I'd like to offer Becta's support for Charles Leadbeater's article ("Radical innovators are core to global success", January 22) and agree that, due to the innovative use of technology, the "global faith" of education is becoming a reality for people all over the world, regardless of social background.
Leadbeater highlights inspiring examples of how some social entrepreneurs have used technology to great effect around the world. We have inspiring examples at home, too. Some of the most exciting new models of learning can be seen in our colleges and training providers, and are examples of best practice that other countries can learn from.
Last month, as part of our Learning and Technology World Forum, ministers and delegates from around the globe met some of our exemplars to learn about how technology can benefit learning in this environment.
They saw the excellent work at London's City and Islington College, which has 225 teaching rooms equipped to a very high standard, with electronic student registration and the capacity to produce engaging presentations, virtual learning areas, and media-rich CD-ROMs and DVDs. The next step is to develop the "creative classroom" where learners and teachers can access multimedia equipment and create their own home-grown content for learning and assessment. City and Islington also has a student portal so that all its students can get alerts, contact their teachers, check their personal data (including progress) and access online services and learning centres.

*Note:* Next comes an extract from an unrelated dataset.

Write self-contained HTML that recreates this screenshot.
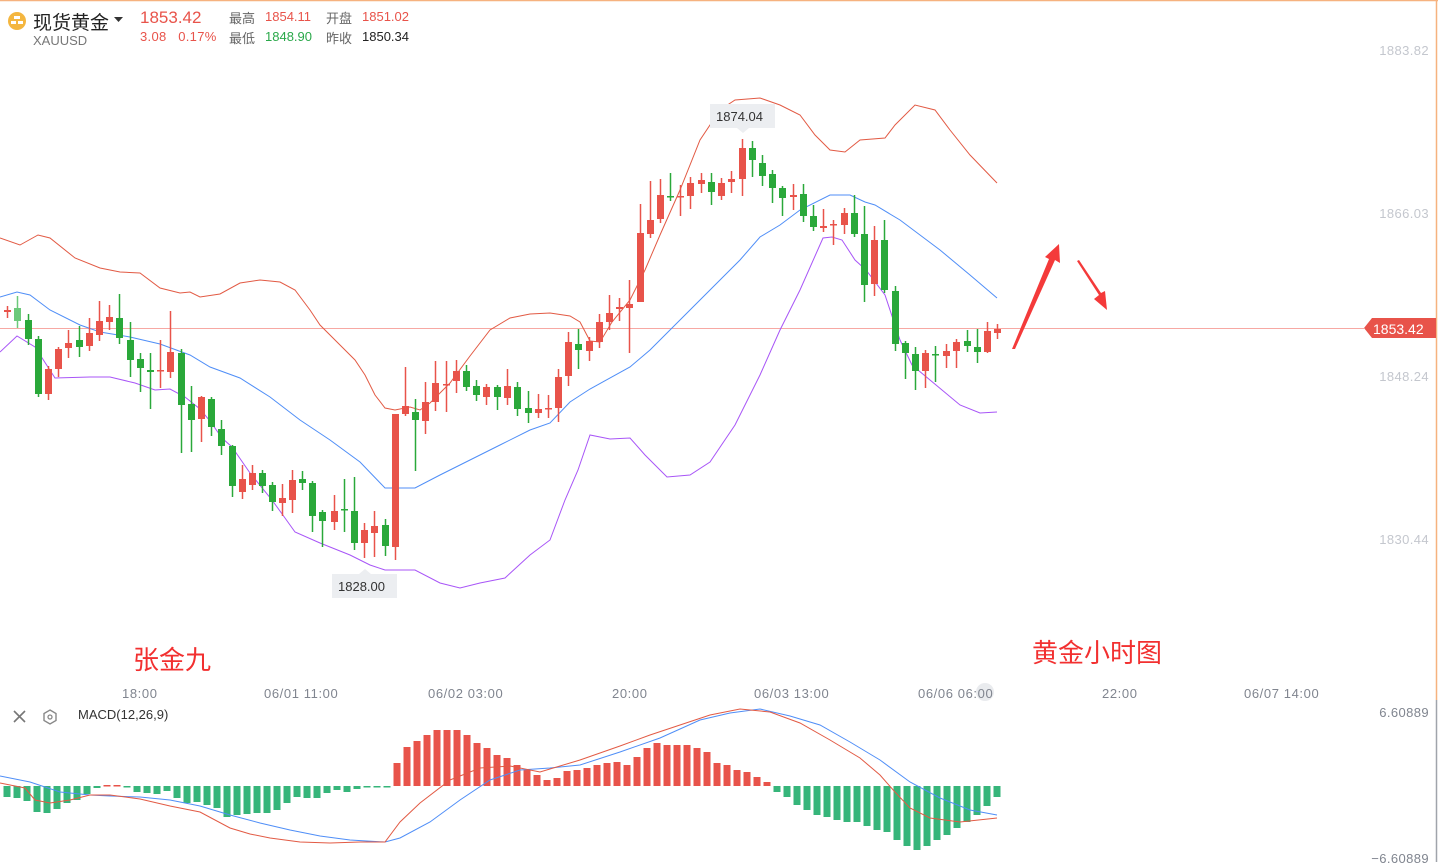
<!DOCTYPE html>
<html><head><meta charset="utf-8"><style>
html,body{margin:0;padding:0;background:#fff;}
body{width:1438px;height:862px;position:relative;overflow:hidden;font-family:"Liberation Sans","Noto Sans CJK SC",sans-serif;}
.t{position:absolute;white-space:nowrap;}
.ax{font-size:13px;color:#80858f;letter-spacing:0.6px;top:686px;}
.ra{right:9px;font-size:13px;color:#c4c7ce;letter-spacing:0.4px;}
</style></head><body>
<svg width="1438" height="862" style="position:absolute;left:0;top:0" xmlns="http://www.w3.org/2000/svg">
<line x1="0" y1="0.5" x2="1438" y2="0.5" stroke="#f6b27f" stroke-width="1.5"/>
<line x1="1436.5" y1="0" x2="1436.5" y2="700" stroke="#f6b27f" stroke-width="1.5"/>
<line x1="1436.5" y1="700" x2="1436.5" y2="862" stroke="#a0a4ab" stroke-width="1.5"/>
<circle cx="17" cy="21" r="9" fill="#f4b63f"/>
<rect x="14" y="16" width="6" height="3" fill="#fff"/><rect x="11" y="21" width="5" height="3" fill="#fff"/><rect x="18" y="21" width="5" height="3" fill="#fff"/>
<path d="M114 17 L123 17 L118.5 22 Z" fill="#333"/>
<line x1="0" y1="328.5" x2="1364" y2="328.5" stroke="#f7a8a3" stroke-width="1"/>
<path d="M1364 328 L1372 318 L1436 318 L1436 338 L1372 338 Z" fill="#e8534a"/>
<polyline fill="none" stroke="#e25a44" stroke-width="1" points="0,238 20,245 38,235 50,238 75,258 100,268 120,272 140,273 160,288 180,293 190,292 200,297 220,294 240,283 260,280 280,282 295,290 310,310 320,325 340,345 355,360 365,375 375,395 385,408 395,410 410,407 420,410 430,403 450,383 470,356 490,330 510,318 530,314 550,313 570,316 580,322 590,341 600,342 612,322 630,300 645,270 660,235 680,190 700,140 720,110 735,100 760,98 780,105 800,115 815,135 830,150 845,152 860,140 885,138 895,125 915,105 935,110 950,130 970,155 997,183"/>
<polyline fill="none" stroke="#4f8ef7" stroke-width="1" points="0,297 17,292 30,295 50,310 80,325 100,332 130,337 160,344 190,355 210,367 240,378 270,397 300,420 330,440 360,462 385,488 415,488 440,475 460,465 500,445 530,430 550,423 570,402 590,389 630,367 650,350 680,320 720,280 740,260 760,237 780,225 800,210 830,195 850,195 865,202 875,205 900,220 940,250 970,275 997,298"/>
<polyline fill="none" stroke="#a855f7" stroke-width="1" points="0,352 17,336 35,347 55,378 90,377 110,377 135,383 155,390 170,389 185,397 200,409 210,421 222,438 232,447 250,473 272,500 285,518 295,532 320,543 350,555 370,565 385,570 415,570 440,583 460,588 480,583 505,578 530,555 550,540 565,500 578,470 590,435 610,439 630,438 645,455 667,477 690,475 710,462 735,425 760,375 780,330 800,290 823,238 832,237 842,240 855,260 866,270 885,295 900,340 912,365 930,380 960,405 980,413 997,412"/>
<g id="c"></g>
<path d="M710 104 h65 v24 h-26 l-6 5 l-6 -5 h-27 Z" fill="#eceef1"/>
<path d="M332 598 h65 v-24 h-26 l-6 -5 l-6 5 h-27 Z" fill="#eceef1"/>
<polygon fill="#f43a3a" points="1012,349 1049,259 1045,257 1059,244 1060,263 1055,260 1015,349"/>
<polygon fill="#f43a3a" points="1077,261 1099,295 1094,299 1107,310 1105,291 1101,293 1079,260"/>
<g id="m"></g>
<polyline fill="none" stroke="#4f8ef7" stroke-width="1" points="0,776 30,782 60,792 90,795 110,796 140,797 170,800 200,806 230,815 260,823 290,830 320,836 350,840 385,842 400,838 430,822 460,800 490,780 520,770 550,768 580,765 620,752 660,738 700,720 730,713 760,709 790,716 820,725 850,742 880,760 910,782 940,798 970,810 997,815"/>
<polyline fill="none" stroke="#e25a44" stroke-width="1" points="0,783 25,788 35,800 50,803 70,800 90,795 110,795 140,799 170,806 200,812 230,828 250,834 270,838 300,842 330,843 360,842 385,842 400,822 420,803 450,780 480,768 510,766 540,772 580,760 620,746 650,735 680,725 710,715 740,709 770,712 800,723 830,740 860,758 880,775 895,792 910,808 930,818 960,822 997,818"/>
<path d="M14 711 L25 722 M25 711 L14 722" stroke="#777" stroke-width="1.6"/>
<polygon points="50,710 56,713.5 56,720.5 50,724 44,720.5 44,713.5" fill="none" stroke="#888" stroke-width="1.4"/><circle cx="50" cy="717" r="2" fill="none" stroke="#888" stroke-width="1.3"/>
<circle cx="985" cy="692" r="9" fill="#e4e6ea" opacity="0.8"/>
</svg>
<div class="t" style="left:33px;top:8px;font-size:19px;color:#222">现货黄金</div>
<div class="t" style="left:33px;top:33px;font-size:13px;color:#777">XAUUSD</div>
<div class="t" style="left:140px;top:8px;font-size:17px;color:#e8534a">1853.42</div>
<div class="t" style="left:140px;top:29px;font-size:13px;color:#e8534a;letter-spacing:0.3px">3.08&nbsp;&nbsp;&nbsp;0.17%</div>
<div class="t" style="left:229px;top:8px;font-size:13px;color:#666">最高</div>
<div class="t" style="left:265px;top:9px;font-size:13px;color:#e8534a">1854.11</div>
<div class="t" style="left:326px;top:8px;font-size:13px;color:#666">开盘</div>
<div class="t" style="left:362px;top:9px;font-size:13px;color:#e8534a">1851.02</div>
<div class="t" style="left:229px;top:28px;font-size:13px;color:#666">最低</div>
<div class="t" style="left:265px;top:29px;font-size:13px;color:#2aa84a">1848.90</div>
<div class="t" style="left:326px;top:28px;font-size:13px;color:#666">昨收</div>
<div class="t" style="left:362px;top:29px;font-size:13px;color:#222">1850.34</div>
<div class="t ra" style="top:43px">1883.82</div>
<div class="t ra" style="top:206px">1866.03</div>
<div class="t ra" style="top:369px">1848.24</div>
<div class="t ra" style="top:532px">1830.44</div>
<div class="t" style="left:1373px;top:321px;font-size:14px;color:#fff">1853.42</div>
<div class="t" style="left:716px;top:109px;font-size:13px;color:#333">1874.04</div>
<div class="t" style="left:338px;top:579px;font-size:13px;color:#333">1828.00</div>
<div class="t" style="left:133px;top:640px;font-size:26px;color:#f23030">张金九</div>
<div class="t" style="left:1032px;top:633px;font-size:26px;color:#f23030">黄金小时图</div>
<div class="t ax" style="left:122px">18:00</div>
<div class="t ax" style="left:264px">06/01 11:00</div>
<div class="t ax" style="left:428px">06/02 03:00</div>
<div class="t ax" style="left:612px">20:00</div>
<div class="t ax" style="left:754px">06/03 13:00</div>
<div class="t ax" style="left:918px">06/06 06:00</div>
<div class="t ax" style="left:1102px">22:00</div>
<div class="t ax" style="left:1244px">06/07 14:00</div>
<div class="t" style="left:78px;top:707px;font-size:13px;color:#333">MACD(12,26,9)</div>
<div class="t" style="right:9px;top:705px;font-size:13px;color:#80858f;letter-spacing:0.4px">6.60889</div>
<div class="t" style="right:9px;top:851px;font-size:13px;color:#80858f;letter-spacing:0.4px">−6.60889</div>
<script>
var R="#e8534a",G="#2aa83a";
var C=[[7,310,312,306,318,R],[17,308,321,296,328,"#6cc97a"],[28,320,339,314,345,G],[38,339,394,336,397,G],[48,369,394,366,400,R],[58,349,369,347,377,R],[68,343,348,330,358,R],[79,340,347,326,357,G],[89,333,346,318,351,R],[99,321,335,301,341,R],[109,317,322,305,330,R],[119,318,338,294,344,G],[130,340,360,322,377,G],[140,359,368,353,392,G],[150,370,372,353,409,G],[160,370,371,340,388,R],[170,352,372,311,378,R],[181,353,405,349,453,G],[191,404,420,386,452,G],[201,397,419,396,442,R],[211,399,427,397,436,G],[221,429,446,420,455,G],[232,446,486,445,497,G],[242,479,492,465,499,R],[252,473,485,465,490,R],[262,473,486,470,493,G],[272,485,502,482,511,G],[282,498,503,484,516,R],[292,480,500,470,513,R],[302,479,483,471,490,G],[312,483,516,481,532,G],[322,512,521,510,547,G],[334,511,522,495,530,R],[344,509,510,479,532,G],[354,511,543,477,550,G],[364,530,543,523,558,R],[374,526,533,511,557,R],[385,525,546,519,556,G],[395,414,547,414,560,R],[405,406,414,367,416,R],[415,412,420,399,471,G],[425,402,421,382,434,R],[435,383,402,361,411,R],[446,384,385,361,412,R],[456,371,381,360,393,R],[466,371,387,365,391,G],[476,386,395,380,401,G],[486,387,397,384,405,R],[497,387,397,385,410,G],[507,386,398,369,405,R],[517,387,409,382,416,G],[528,408,413,391,423,G],[538,409,413,394,418,R],[548,408,409,395,418,R],[558,377,408,369,422,R],[568,342,376,332,386,R],[578,344,350,329,369,G],[589,341,351,337,361,R],[599,322,342,314,348,R],[609,313,322,295,330,R],[619,307,309,298,321,R],[629,304,308,280,353,R],[640,233,302,204,302,R],[650,220,234,181,238,R],[660,195,219,179,223,R],[670,196,197,173,201,G],[680,196,197,185,216,R],[690,183,196,177,209,R],[701,180,184,173,193,R],[711,182,192,173,205,G],[721,183,196,178,200,R],[731,179,182,171,193,R],[742,148,179,139,196,R],[752,148,160,141,177,G],[762,163,176,155,186,G],[772,174,188,170,203,G],[782,188,198,186,216,G],[793,195,197,184,210,R],[803,194,216,184,222,G],[813,216,227,205,231,G],[823,226,228,209,232,R],[833,224,225,220,245,R],[844,213,225,208,234,R],[854,213,234,195,237,G],[864,234,285,206,302,G],[874,240,284,226,296,R],[884,240,290,220,293,G],[895,291,344,286,351,G],[905,343,353,341,379,G],[915,354,371,347,390,G],[925,353,371,350,388,R],[935,354,355,346,382,G],[946,351,356,344,368,R],[956,342,351,339,368,R],[967,341,346,330,352,G],[977,347,352,329,363,G],[987,331,352,322,353,R],[997,329,333,324,339,R]];
var s="";C.forEach(function(c){var h=Math.max(c[2]-c[1],1.5);s+='<line x1="'+(c[0]+.5)+'" y1="'+c[3]+'" x2="'+(c[0]+.5)+'" y2="'+c[4]+'" stroke="'+c[5]+'" stroke-width="1.5"/><rect x="'+(c[0]-3)+'" y="'+c[1]+'" width="7" height="'+h+'" fill="'+c[5]+'"/>';});
document.getElementById("c").innerHTML=s;
var M=[797,798,801,812,813,809,803,800,794,788,785,785,787,792,793,794,791,798,803,802,805,808,817,815,814,813,813,810,803,797,798,798,793,790,792,789,787,787,787,763,747,741,735,730,730,730,735,743,748,755,758,765,770,775,780,778,771,770,768,765,763,762,765,757,748,743,745,745,745,748,752,763,765,770,772,777,782,792,797,805,810,815,817,820,822,822,826,830,832,840,846,850,846,840,835,828,822,815,806,797];
var m="";for(var i=0;i<M.length;i++){var x=7+i*((997-7)/(M.length-1));var v=M[i];var col=(i>=39&&i<=76)||i==10||i==11?R:"#36b57a";if(col=="#36b57a"&&v<786)v=789;var y1=Math.min(v,786),h=Math.max(Math.abs(v-786),1.5);m+='<rect x="'+(x-3.5)+'" y="'+y1+'" width="7" height="'+h+'" fill="'+col+'"/>';}
document.getElementById("m").innerHTML=m;
</script>
</body></html>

This example is evidence of how this country is continually raising the aspirations of its education and skills system. City and Islington is a member of our Technology Exemplar Network, which brings colleges and providers together to share expertise and ensure that technology improves the life chances of students and benefits the economy.
The UK deservedly has a high international standing in educational technology. We welcome the Prime Minister's decision to appoint a task force led by David Puttnam to consider how we can develop further overseas opportunities. Technology in learning is not optional - by demonstrating expertise in this way, the UK is inspiring other countries and helping to improve student experiences on a global scale.
Stephen Crowne, Chief executive, Becta.